Goal:
Once the pictures are set aside, transcribe the remaining data exactly.

====== Dataset content

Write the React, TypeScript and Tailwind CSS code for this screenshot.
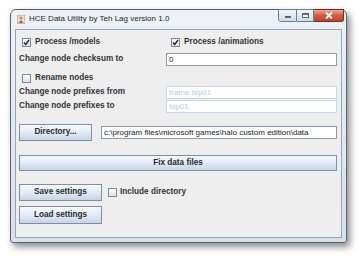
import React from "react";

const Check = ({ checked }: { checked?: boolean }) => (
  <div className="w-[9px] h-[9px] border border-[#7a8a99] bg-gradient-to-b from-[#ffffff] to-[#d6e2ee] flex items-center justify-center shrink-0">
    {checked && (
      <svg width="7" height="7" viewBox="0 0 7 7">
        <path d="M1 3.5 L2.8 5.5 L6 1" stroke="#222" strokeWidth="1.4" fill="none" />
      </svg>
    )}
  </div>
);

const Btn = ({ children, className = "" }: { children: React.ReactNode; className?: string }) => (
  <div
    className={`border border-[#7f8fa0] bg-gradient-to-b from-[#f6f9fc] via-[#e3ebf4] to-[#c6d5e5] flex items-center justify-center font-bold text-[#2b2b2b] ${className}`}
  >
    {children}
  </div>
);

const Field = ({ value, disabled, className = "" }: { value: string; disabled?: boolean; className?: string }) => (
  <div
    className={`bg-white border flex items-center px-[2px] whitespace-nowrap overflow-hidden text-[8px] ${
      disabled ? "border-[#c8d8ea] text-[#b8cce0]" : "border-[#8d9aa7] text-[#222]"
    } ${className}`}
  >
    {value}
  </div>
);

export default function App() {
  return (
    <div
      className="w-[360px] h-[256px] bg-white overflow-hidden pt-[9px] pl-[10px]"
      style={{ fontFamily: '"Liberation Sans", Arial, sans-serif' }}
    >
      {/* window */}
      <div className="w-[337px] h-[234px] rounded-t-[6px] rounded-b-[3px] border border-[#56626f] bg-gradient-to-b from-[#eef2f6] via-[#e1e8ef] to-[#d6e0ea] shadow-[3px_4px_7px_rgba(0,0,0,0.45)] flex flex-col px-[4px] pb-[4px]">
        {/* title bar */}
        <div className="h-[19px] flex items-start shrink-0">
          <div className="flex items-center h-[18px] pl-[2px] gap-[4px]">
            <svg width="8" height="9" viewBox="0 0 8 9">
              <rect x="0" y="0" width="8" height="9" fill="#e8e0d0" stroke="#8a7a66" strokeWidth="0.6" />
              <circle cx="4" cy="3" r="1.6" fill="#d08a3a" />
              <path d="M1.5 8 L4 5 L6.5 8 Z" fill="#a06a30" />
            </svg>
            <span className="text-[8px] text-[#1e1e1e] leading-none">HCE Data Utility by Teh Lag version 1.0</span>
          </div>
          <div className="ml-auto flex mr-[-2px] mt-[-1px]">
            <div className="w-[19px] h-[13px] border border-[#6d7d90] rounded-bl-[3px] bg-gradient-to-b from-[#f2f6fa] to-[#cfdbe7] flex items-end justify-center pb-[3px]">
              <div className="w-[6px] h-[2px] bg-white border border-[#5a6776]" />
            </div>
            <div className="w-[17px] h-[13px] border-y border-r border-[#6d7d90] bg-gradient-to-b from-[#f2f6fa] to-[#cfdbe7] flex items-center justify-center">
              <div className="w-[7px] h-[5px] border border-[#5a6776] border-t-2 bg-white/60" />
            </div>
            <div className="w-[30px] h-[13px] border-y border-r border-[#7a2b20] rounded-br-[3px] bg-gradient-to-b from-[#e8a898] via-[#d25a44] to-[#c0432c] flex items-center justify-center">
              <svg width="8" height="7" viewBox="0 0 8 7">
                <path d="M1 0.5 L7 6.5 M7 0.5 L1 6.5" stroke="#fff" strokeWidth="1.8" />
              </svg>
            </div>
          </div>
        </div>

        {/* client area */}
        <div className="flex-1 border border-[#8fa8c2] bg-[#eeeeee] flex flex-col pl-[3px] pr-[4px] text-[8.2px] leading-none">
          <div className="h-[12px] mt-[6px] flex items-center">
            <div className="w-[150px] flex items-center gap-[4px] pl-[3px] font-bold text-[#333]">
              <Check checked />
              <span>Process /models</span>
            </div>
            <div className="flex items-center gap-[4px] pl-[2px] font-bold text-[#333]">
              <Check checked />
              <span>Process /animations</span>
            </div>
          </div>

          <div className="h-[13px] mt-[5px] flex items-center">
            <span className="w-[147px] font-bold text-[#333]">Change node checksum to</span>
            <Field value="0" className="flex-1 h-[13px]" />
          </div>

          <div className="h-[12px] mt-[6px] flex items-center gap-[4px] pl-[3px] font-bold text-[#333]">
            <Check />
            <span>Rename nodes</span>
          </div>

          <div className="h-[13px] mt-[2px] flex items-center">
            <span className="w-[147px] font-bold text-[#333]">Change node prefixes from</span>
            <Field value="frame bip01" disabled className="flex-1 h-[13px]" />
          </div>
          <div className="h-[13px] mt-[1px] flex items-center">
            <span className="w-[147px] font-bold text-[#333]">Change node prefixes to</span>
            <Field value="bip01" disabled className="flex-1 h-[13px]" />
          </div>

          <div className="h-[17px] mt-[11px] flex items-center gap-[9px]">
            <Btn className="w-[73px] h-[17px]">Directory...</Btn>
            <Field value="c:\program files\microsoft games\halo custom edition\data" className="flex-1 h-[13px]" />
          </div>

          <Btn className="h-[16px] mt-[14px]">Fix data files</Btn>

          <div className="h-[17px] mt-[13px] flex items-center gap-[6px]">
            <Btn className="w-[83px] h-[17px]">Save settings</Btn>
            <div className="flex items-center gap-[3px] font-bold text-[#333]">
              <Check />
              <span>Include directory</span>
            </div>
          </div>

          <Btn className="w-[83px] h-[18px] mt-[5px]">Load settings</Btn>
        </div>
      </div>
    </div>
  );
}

============

Reply to the exercise:
Write the React, TypeScript and Tailwind CSS code for this screenshot.
import React from "react";

const Check = ({ checked }: { checked?: boolean }) => (
  <div className="w-[9px] h-[9px] border border-[#7a8a99] bg-gradient-to-b from-[#ffffff] to-[#d6e2ee] flex items-center justify-center shrink-0">
    {checked && (
      <svg width="7" height="7" viewBox="0 0 7 7">
        <path d="M1 3.5 L2.8 5.5 L6 1" stroke="#222" strokeWidth="1.4" fill="none" />
      </svg>
    )}
  </div>
);

const Btn = ({ children, className = "" }: { children: React.ReactNode; className?: string }) => (
  <div
    className={`border border-[#7f8fa0] bg-gradient-to-b from-[#f6f9fc] via-[#e3ebf4] to-[#c6d5e5] flex items-center justify-center font-bold text-[#2b2b2b] ${className}`}
  >
    {children}
  </div>
);

const Field = ({ value, disabled, className = "" }: { value: string; disabled?: boolean; className?: string }) => (
  <div
    className={`bg-white border flex items-center px-[2px] whitespace-nowrap overflow-hidden text-[8px] ${
      disabled ? "border-[#c8d8ea] text-[#b8cce0]" : "border-[#8d9aa7] text-[#222]"
    } ${className}`}
  >
    {value}
  </div>
);

export default function App() {
  return (
    <div
      className="w-[360px] h-[256px] bg-white overflow-hidden pt-[9px] pl-[10px]"
      style={{ fontFamily: '"Liberation Sans", Arial, sans-serif' }}
    >
      {/* window */}
      <div className="w-[337px] h-[234px] rounded-t-[6px] rounded-b-[3px] border border-[#56626f] bg-gradient-to-b from-[#eef2f6] via-[#e1e8ef] to-[#d6e0ea] shadow-[3px_4px_7px_rgba(0,0,0,0.45)] flex flex-col px-[4px] pb-[4px]">
        {/* title bar */}
        <div className="h-[19px] flex items-start shrink-0">
          <div className="flex items-center h-[18px] pl-[2px] gap-[4px]">
            <svg width="8" height="9" viewBox="0 0 8 9">
              <rect x="0" y="0" width="8" height="9" fill="#e8e0d0" stroke="#8a7a66" strokeWidth="0.6" />
              <circle cx="4" cy="3" r="1.6" fill="#d08a3a" />
              <path d="M1.5 8 L4 5 L6.5 8 Z" fill="#a06a30" />
            </svg>
            <span className="text-[8px] text-[#1e1e1e] leading-none">HCE Data Utility by Teh Lag version 1.0</span>
          </div>
          <div className="ml-auto flex mr-[-2px] mt-[-1px]">
            <div className="w-[19px] h-[13px] border border-[#6d7d90] rounded-bl-[3px] bg-gradient-to-b from-[#f2f6fa] to-[#cfdbe7] flex items-end justify-center pb-[3px]">
              <div className="w-[6px] h-[2px] bg-white border border-[#5a6776]" />
            </div>
            <div className="w-[17px] h-[13px] border-y border-r border-[#6d7d90] bg-gradient-to-b from-[#f2f6fa] to-[#cfdbe7] flex items-center justify-center">
              <div className="w-[7px] h-[5px] border border-[#5a6776] border-t-2 bg-white/60" />
            </div>
            <div className="w-[30px] h-[13px] border-y border-r border-[#7a2b20] rounded-br-[3px] bg-gradient-to-b from-[#e8a898] via-[#d25a44] to-[#c0432c] flex items-center justify-center">
              <svg width="8" height="7" viewBox="0 0 8 7">
                <path d="M1 0.5 L7 6.5 M7 0.5 L1 6.5" stroke="#fff" strokeWidth="1.8" />
              </svg>
            </div>
          </div>
        </div>

        {/* client area */}
        <div className="flex-1 border border-[#8fa8c2] bg-[#eeeeee] flex flex-col pl-[3px] pr-[4px] text-[8.2px] leading-none">
          <div className="h-[12px] mt-[6px] flex items-center">
            <div className="w-[150px] flex items-center gap-[4px] pl-[3px] font-bold text-[#333]">
              <Check checked />
              <span>Process /models</span>
            </div>
            <div className="flex items-center gap-[4px] pl-[2px] font-bold text-[#333]">
              <Check checked />
              <span>Process /animations</span>
            </div>
          </div>

          <div className="h-[13px] mt-[5px] flex items-center">
            <span className="w-[147px] font-bold text-[#333]">Change node checksum to</span>
            <Field value="0" className="flex-1 h-[13px]" />
          </div>

          <div className="h-[12px] mt-[6px] flex items-center gap-[4px] pl-[3px] font-bold text-[#333]">
            <Check />
            <span>Rename nodes</span>
          </div>

          <div className="h-[13px] mt-[2px] flex items-center">
            <span className="w-[147px] font-bold text-[#333]">Change node prefixes from</span>
            <Field value="frame bip01" disabled className="flex-1 h-[13px]" />
          </div>
          <div className="h-[13px] mt-[1px] flex items-center">
            <span className="w-[147px] font-bold text-[#333]">Change node prefixes to</span>
            <Field value="bip01" disabled className="flex-1 h-[13px]" />
          </div>

          <div className="h-[17px] mt-[11px] flex items-center gap-[9px]">
            <Btn className="w-[73px] h-[17px]">Directory...</Btn>
            <Field value="c:\program files\microsoft games\halo custom edition\data" className="flex-1 h-[13px]" />
          </div>

          <Btn className="h-[16px] mt-[14px]">Fix data files</Btn>

          <div className="h-[17px] mt-[13px] flex items-center gap-[6px]">
            <Btn className="w-[83px] h-[17px]">Save settings</Btn>
            <div className="flex items-center gap-[3px] font-bold text-[#333]">
              <Check />
              <span>Include directory</span>
            </div>
          </div>

          <Btn className="w-[83px] h-[18px] mt-[5px]">Load settings</Btn>
        </div>
      </div>
    </div>
  );
}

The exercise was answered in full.